Literal arrays are no exception: a VM implementation can’t perform constant folding of lookups into a literal array until it’s proven that that array can’t be leaked to somewhere where it might be mutated; a property which can only be established by inspecting the entire scope of the variable.

The JVM’s support for (shallowly) immutable variables comes in the form of the final field modifier. The intuition of this modifier is simple enough: a final field can be set only once, and must be set before its first use, so it should have the same value throughtout its lifetime.

But in reality, things are a bit more complex - the field modifier has its warts:

  • Certain final fields may be inlined at compile time - even across classes, which has the potential for causing surprising inconsistencies.

  • Even fields declared final can be modified though reflection(!) - which, of course, doesn’t affect those accesses which have been inlined at compile-time (I believe you could call this a surprise within a surprise).

  • There’s another case where the "final fields always have the same value" rule is broken: Final fields can be observed before they gain their value.
    That abstraction breakage is demonstrated in the following program:

    public class JavaFinal {
        final static Object x = JavaFinalHelper.create();
        public static void main(String[] args) {
            System.err.println("Main: x = "+x);
        }
    }
    
    class JavaFinalHelper {
        static {
            System.err.println("Helper: x = "+JavaFinal.x);
        }
        public static Object create() {return new Object();}
    }

    Here, the helper class’s static initializer is run before JavaFinal.x has been set - exposing the null value that field has before it is initialized.

Thus, certain should-be-invariants aren’t.

Finally, and most importantly in this context, there are the shortcomings in the concurrency department.

The JVM provides no checking of the sanity of concurrent access patterns. Java’s static type system which is the basis of the bytecode verification is static in more than one sense: It doesn’t take time into account. If you ever get hands on a reference to an object, then you can at any later point call any (visible) method.

In concurrent systems, concepts like life cycle, ownership, sharing and thread safety become important. The JVM doesn’t provide much support for dealing with these. For that matter, attention to these concepts is important in general for defining library boundaries - which assumptions the library and the library client can make about values passed to and from the library. Quite often, thread safety and access timing questions aren’t addressed by Java libraries' API documentations; Javadoc makes it easy to document the static types involved, but certain questions about the dynamics are not often answered.

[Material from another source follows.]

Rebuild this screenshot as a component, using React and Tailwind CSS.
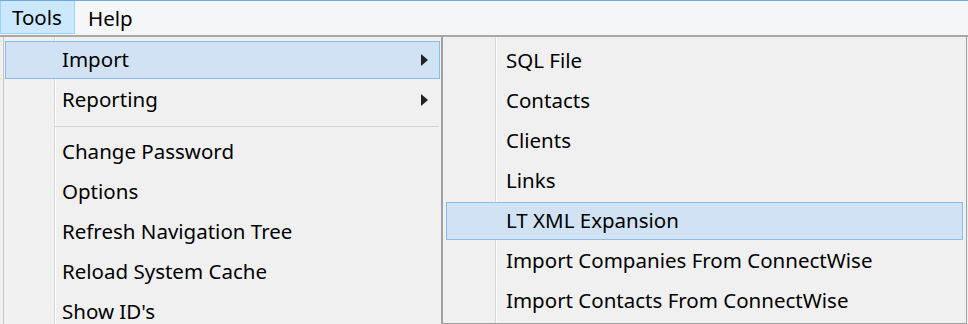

From an Erlang point of view, such a thing as thread-local garbage collection is also desirable. I have a hypothesis that no sanely structured concurrent programs genuinely need a globally-GC’ed heap. Whether that is true or not, for global GC you either pay the price of occasional slow major garbage collections - which cost in latency - or, if your garbage collector is sufficiently advanced to do its work incrementally or concurrently with the mutating threads, pay the price of inter-thread synchronization necessary for this to work - which costs in throughput.

For the matter of this text, the verification aspects are the central points.

To sum up: The JVM lacks verification support for such things as sanity of concurrent accesses and immutability/read-only access privileges. As far as concurrency-orientation is concerned, these areas present room for improvement.
And I am not aware of any other generally targetable VMs which fare better in these respects.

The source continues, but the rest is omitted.